-- start of SOURCE EXCERPT --

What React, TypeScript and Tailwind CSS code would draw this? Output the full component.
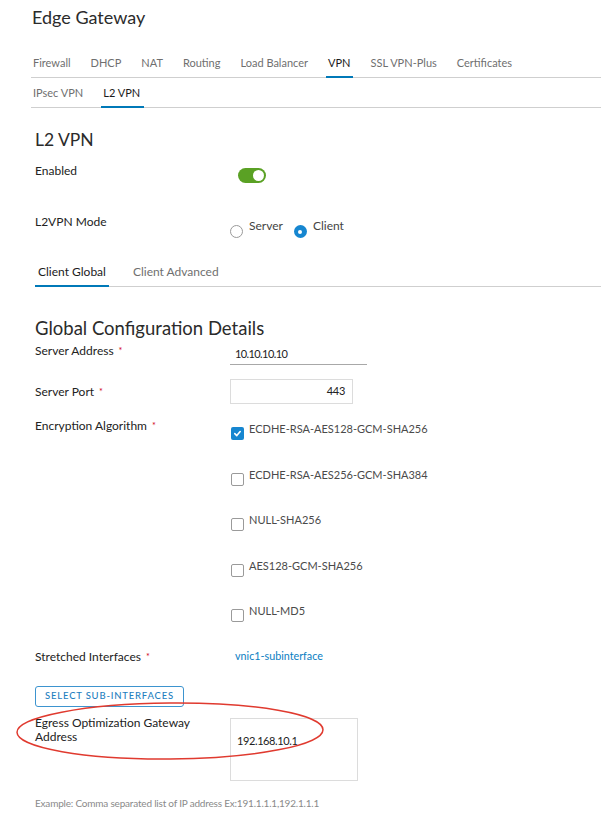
import React from "react";

const font = { fontFamily: "Lato, 'Open Sans', Arial, sans-serif" };

function Tab({
  label,
  active,
  px = "px-[2px]",
  size = "text-[11px]",
}: {
  label: string;
  active?: boolean;
  px?: string;
  size?: string;
}) {
  return (
    <div
      className={`${px} ${size} pb-[5px] -mb-px border-b-2 leading-[16px] ${
        active ? "border-[#0079b8] text-[#1b1b1b]" : "border-transparent text-[#6f6f6f]"
      }`}
    >
      {label}
    </div>
  );
}

function Star() {
  return <span className="ml-[5px] text-[#d0021b] text-[9px] align-top">*</span>;
}

function Checkbox({ checked }: { checked?: boolean }) {
  return checked ? (
    <div className="w-[13px] h-[13px] rounded-[2px] bg-[#1686d0] flex items-center justify-center shrink-0">
      <svg width="9" height="9" viewBox="0 0 10 10">
        <path d="M2 5.2 L4.2 7.3 L8 2.8" fill="none" stroke="white" strokeWidth="1.8" strokeLinecap="round" strokeLinejoin="round" />
      </svg>
    </div>
  ) : (
    <div className="w-[13px] h-[13px] rounded-[2px] border border-[#9a9a9a] bg-white shrink-0" />
  );
}

const labelCls = "w-[195px] text-[12px] leading-[14px] text-[#222]";

export default function App() {
  const options = [
    { label: "ECDHE-RSA-AES128-GCM-SHA256", checked: true },
    { label: "ECDHE-RSA-AES256-GCM-SHA384" },
    { label: "NULL-SHA256" },
    { label: "AES128-GCM-SHA256" },
    { label: "NULL-MD5" },
  ];
  return (
    <div className="relative w-[601px] h-[814px] bg-white overflow-hidden text-[#333]" style={font}>
      <div className="pl-[35px] pt-[5px]">
        <h1 className="text-[18px] leading-[24px] text-[#2b2b2b] -ml-[3px]">Edge Gateway</h1>

        <div className="mt-[26px] -ml-[4px] flex gap-[16px] border-b border-[#cfcfcf]">
          <Tab label="Firewall" />
          <Tab label="DHCP" />
          <Tab label="NAT" />
          <Tab label="Routing" />
          <Tab label="Load Balancer" />
          <Tab label="VPN" active />
          <Tab label="SSL VPN-Plus" />
          <Tab label="Certificates" />
        </div>

        <div className="mt-[7px] -ml-[4px] flex gap-[16px] border-b border-[#cfcfcf]">
          <Tab label="IPsec VPN" />
          <Tab label="L2 VPN" active px="pl-[2px] pr-[4px]" />
        </div>

        <h2 className="mt-[22px] text-[17.5px] leading-[20px] text-[#2b2b2b]">L2 VPN</h2>

        <div className="mt-[14px] h-[51px] flex">
          <div className={labelCls}>Enabled</div>
          <div className="ml-[8px] mt-[4px] w-[28px] h-[15px] rounded-full bg-[#5aa124] flex items-center justify-end pr-[2px]">
            <div className="w-[11px] h-[11px] rounded-full bg-white" />
          </div>
        </div>

        <div className="h-[49px] flex">
          <div className={labelCls}>L2VPN Mode</div>
          <div className="pt-[4px] flex text-[12px] leading-[14px] text-[#444]">
            <div className="flex items-start">
              <div className="mt-[6px] w-[13px] h-[13px] rounded-full border border-[#9a9a9a] bg-white" />
              <span className="ml-[6px]">Server</span>
            </div>
            <div className="flex items-start ml-[11px]">
              <div className="mt-[6px] w-[13px] h-[13px] rounded-full bg-[#1686d0] flex items-center justify-center">
                <div className="w-[4px] h-[4px] rounded-full bg-white" />
              </div>
              <span className="ml-[6px]">Client</span>
            </div>
          </div>
        </div>

        <div className="flex gap-[21px] border-b border-[#cfcfcf]">
          <Tab label="Client Global" active px="px-[3px]" size="text-[12px]" />
          <Tab label="Client Advanced" px="px-[3px]" size="text-[12px]" />
        </div>

        <h2 className="mt-[30px] text-[18.5px] leading-[22px] text-[#2b2b2b]">Global Configuration Details</h2>

        <div className="mt-[5px] h-[35px] flex">
          <div className={labelCls}>
            Server Address<Star />
          </div>
          <div className="mt-[3px] w-[137px] h-[18px] border-b border-[#a8a8a8] pl-[5px] text-[11px] tracking-[-0.6px] leading-[14px] text-[#222]">
            10.10.10.10
          </div>
        </div>

        <div className="h-[40px] flex">
          <div className={`${labelCls} pt-[6px]`}>
            Server Port<Star />
          </div>
          <div className="w-[123px] h-[25px] border border-[#dcdcdc] flex items-center justify-end pr-[7px] text-[11px] tracking-[-0.3px] text-[#222]">
            443
          </div>
        </div>

        <div className="flex">
          <div className={labelCls}>
            Encryption Algorithm<Star />
          </div>
          <div className="pt-[3px] flex flex-col">
            {options.map((o) => (
              <div key={o.label} className="h-[45.5px] flex items-start">
                <div className="mt-[5px] ml-[1px]">
                  <Checkbox checked={o.checked} />
                </div>
                <span className="ml-[5px] text-[11px] leading-[14px] text-[#4a4a4a]">{o.label}</span>
              </div>
            ))}
          </div>
        </div>

        <div className="h-[36px] flex">
          <div className={labelCls}>
            Stretched Interfaces<Star />
          </div>
          <div className="-mt-[1px] pl-[5px] text-[10.75px] leading-[14px] text-[#0a7ec2]">vnic1-subinterface</div>
        </div>

        <button className="w-[149px] h-[21px] border border-[#3d94cf] rounded-[3px] text-[9.5px] tracking-[0.8px] text-[#1f7fc0] font-medium flex items-center justify-center">
          SELECT SUB-INTERFACES
        </button>

        <div className="mt-[9px] flex">
          <div className={labelCls}>
            Egress Optimization Gateway
            <br />
            Address
          </div>
          <div className="mt-[2px] w-[128px] h-[63px] border border-[#dcdcdc] pt-[15px] pl-[6px] text-[11px] tracking-[-0.4px] leading-[14px] text-[#222]">
            192.168.10.1
          </div>
        </div>

        <div className="mt-[15px] text-[10px] tracking-[-0.2px] leading-[14px] text-[#8a8a8a]">
          Example: Comma separated list of IP address Ex:191.1.1.1,192.1.1.1
        </div>
      </div>

      <svg className="absolute left-0 top-0 pointer-events-none" width="601" height="814">
        <ellipse cx="170" cy="731" rx="153" ry="28" fill="none" stroke="#e03a2f" strokeWidth="1.5" transform="rotate(-0.5 170 731)" />
      </svg>
    </div>
  );
}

-- end of SOURCE EXCERPT --

WRITTEN EXERCISE
Copy the listing over exactly, skipping the pictures it holds.

CORRECT OUTPUT
What React, TypeScript and Tailwind CSS code would draw this? Output the full component.
import React from "react";

const font = { fontFamily: "Lato, 'Open Sans', Arial, sans-serif" };

function Tab({
  label,
  active,
  px = "px-[2px]",
  size = "text-[11px]",
}: {
  label: string;
  active?: boolean;
  px?: string;
  size?: string;
}) {
  return (
    <div
      className={`${px} ${size} pb-[5px] -mb-px border-b-2 leading-[16px] ${
        active ? "border-[#0079b8] text-[#1b1b1b]" : "border-transparent text-[#6f6f6f]"
      }`}
    >
      {label}
    </div>
  );
}

function Star() {
  return <span className="ml-[5px] text-[#d0021b] text-[9px] align-top">*</span>;
}

function Checkbox({ checked }: { checked?: boolean }) {
  return checked ? (
    <div className="w-[13px] h-[13px] rounded-[2px] bg-[#1686d0] flex items-center justify-center shrink-0">
      <svg width="9" height="9" viewBox="0 0 10 10">
        <path d="M2 5.2 L4.2 7.3 L8 2.8" fill="none" stroke="white" strokeWidth="1.8" strokeLinecap="round" strokeLinejoin="round" />
      </svg>
    </div>
  ) : (
    <div className="w-[13px] h-[13px] rounded-[2px] border border-[#9a9a9a] bg-white shrink-0" />
  );
}

const labelCls = "w-[195px] text-[12px] leading-[14px] text-[#222]";

export default function App() {
  const options = [
    { label: "ECDHE-RSA-AES128-GCM-SHA256", checked: true },
    { label: "ECDHE-RSA-AES256-GCM-SHA384" },
    { label: "NULL-SHA256" },
    { label: "AES128-GCM-SHA256" },
    { label: "NULL-MD5" },
  ];
  return (
    <div className="relative w-[601px] h-[814px] bg-white overflow-hidden text-[#333]" style={font}>
      <div className="pl-[35px] pt-[5px]">
        <h1 className="text-[18px] leading-[24px] text-[#2b2b2b] -ml-[3px]">Edge Gateway</h1>

        <div className="mt-[26px] -ml-[4px] flex gap-[16px] border-b border-[#cfcfcf]">
          <Tab label="Firewall" />
          <Tab label="DHCP" />
          <Tab label="NAT" />
          <Tab label="Routing" />
          <Tab label="Load Balancer" />
          <Tab label="VPN" active />
          <Tab label="SSL VPN-Plus" />
          <Tab label="Certificates" />
        </div>

        <div className="mt-[7px] -ml-[4px] flex gap-[16px] border-b border-[#cfcfcf]">
          <Tab label="IPsec VPN" />
          <Tab label="L2 VPN" active px="pl-[2px] pr-[4px]" />
        </div>

        <h2 className="mt-[22px] text-[17.5px] leading-[20px] text-[#2b2b2b]">L2 VPN</h2>

        <div className="mt-[14px] h-[51px] flex">
          <div className={labelCls}>Enabled</div>
          <div className="ml-[8px] mt-[4px] w-[28px] h-[15px] rounded-full bg-[#5aa124] flex items-center justify-end pr-[2px]">
            <div className="w-[11px] h-[11px] rounded-full bg-white" />
          </div>
        </div>

        <div className="h-[49px] flex">
          <div className={labelCls}>L2VPN Mode</div>
          <div className="pt-[4px] flex text-[12px] leading-[14px] text-[#444]">
            <div className="flex items-start">
              <div className="mt-[6px] w-[13px] h-[13px] rounded-full border border-[#9a9a9a] bg-white" />
              <span className="ml-[6px]">Server</span>
            </div>
            <div className="flex items-start ml-[11px]">
              <div className="mt-[6px] w-[13px] h-[13px] rounded-full bg-[#1686d0] flex items-center justify-center">
                <div className="w-[4px] h-[4px] rounded-full bg-white" />
              </div>
              <span className="ml-[6px]">Client</span>
            </div>
          </div>
        </div>

        <div className="flex gap-[21px] border-b border-[#cfcfcf]">
          <Tab label="Client Global" active px="px-[3px]" size="text-[12px]" />
          <Tab label="Client Advanced" px="px-[3px]" size="text-[12px]" />
        </div>

        <h2 className="mt-[30px] text-[18.5px] leading-[22px] text-[#2b2b2b]">Global Configuration Details</h2>

        <div className="mt-[5px] h-[35px] flex">
          <div className={labelCls}>
            Server Address<Star />
          </div>
          <div className="mt-[3px] w-[137px] h-[18px] border-b border-[#a8a8a8] pl-[5px] text-[11px] tracking-[-0.6px] leading-[14px] text-[#222]">
            10.10.10.10
          </div>
        </div>

        <div className="h-[40px] flex">
          <div className={`${labelCls} pt-[6px]`}>
            Server Port<Star />
          </div>
          <div className="w-[123px] h-[25px] border border-[#dcdcdc] flex items-center justify-end pr-[7px] text-[11px] tracking-[-0.3px] text-[#222]">
            443
          </div>
        </div>

        <div className="flex">
          <div className={labelCls}>
            Encryption Algorithm<Star />
          </div>
          <div className="pt-[3px] flex flex-col">
            {options.map((o) => (
              <div key={o.label} className="h-[45.5px] flex items-start">
                <div className="mt-[5px] ml-[1px]">
                  <Checkbox checked={o.checked} />
                </div>
                <span className="ml-[5px] text-[11px] leading-[14px] text-[#4a4a4a]">{o.label}</span>
              </div>
            ))}
          </div>
        </div>

        <div className="h-[36px] flex">
          <div className={labelCls}>
            Stretched Interfaces<Star />
          </div>
          <div className="-mt-[1px] pl-[5px] text-[10.75px] leading-[14px] text-[#0a7ec2]">vnic1-subinterface</div>
        </div>

        <button className="w-[149px] h-[21px] border border-[#3d94cf] rounded-[3px] text-[9.5px] tracking-[0.8px] text-[#1f7fc0] font-medium flex items-center justify-center">
          SELECT SUB-INTERFACES
        </button>

        <div className="mt-[9px] flex">
          <div className={labelCls}>
            Egress Optimization Gateway
            <br />
            Address
          </div>
          <div className="mt-[2px] w-[128px] h-[63px] border border-[#dcdcdc] pt-[15px] pl-[6px] text-[11px] tracking-[-0.4px] leading-[14px] text-[#222]">
            192.168.10.1
          </div>
        </div>

        <div className="mt-[15px] text-[10px] tracking-[-0.2px] leading-[14px] text-[#8a8a8a]">
          Example: Comma separated list of IP address Ex:191.1.1.1,192.1.1.1
        </div>
      </div>

      <svg className="absolute left-0 top-0 pointer-events-none" width="601" height="814">
        <ellipse cx="170" cy="731" rx="153" ry="28" fill="none" stroke="#e03a2f" strokeWidth="1.5" transform="rotate(-0.5 170 731)" />
      </svg>
    </div>
  );
}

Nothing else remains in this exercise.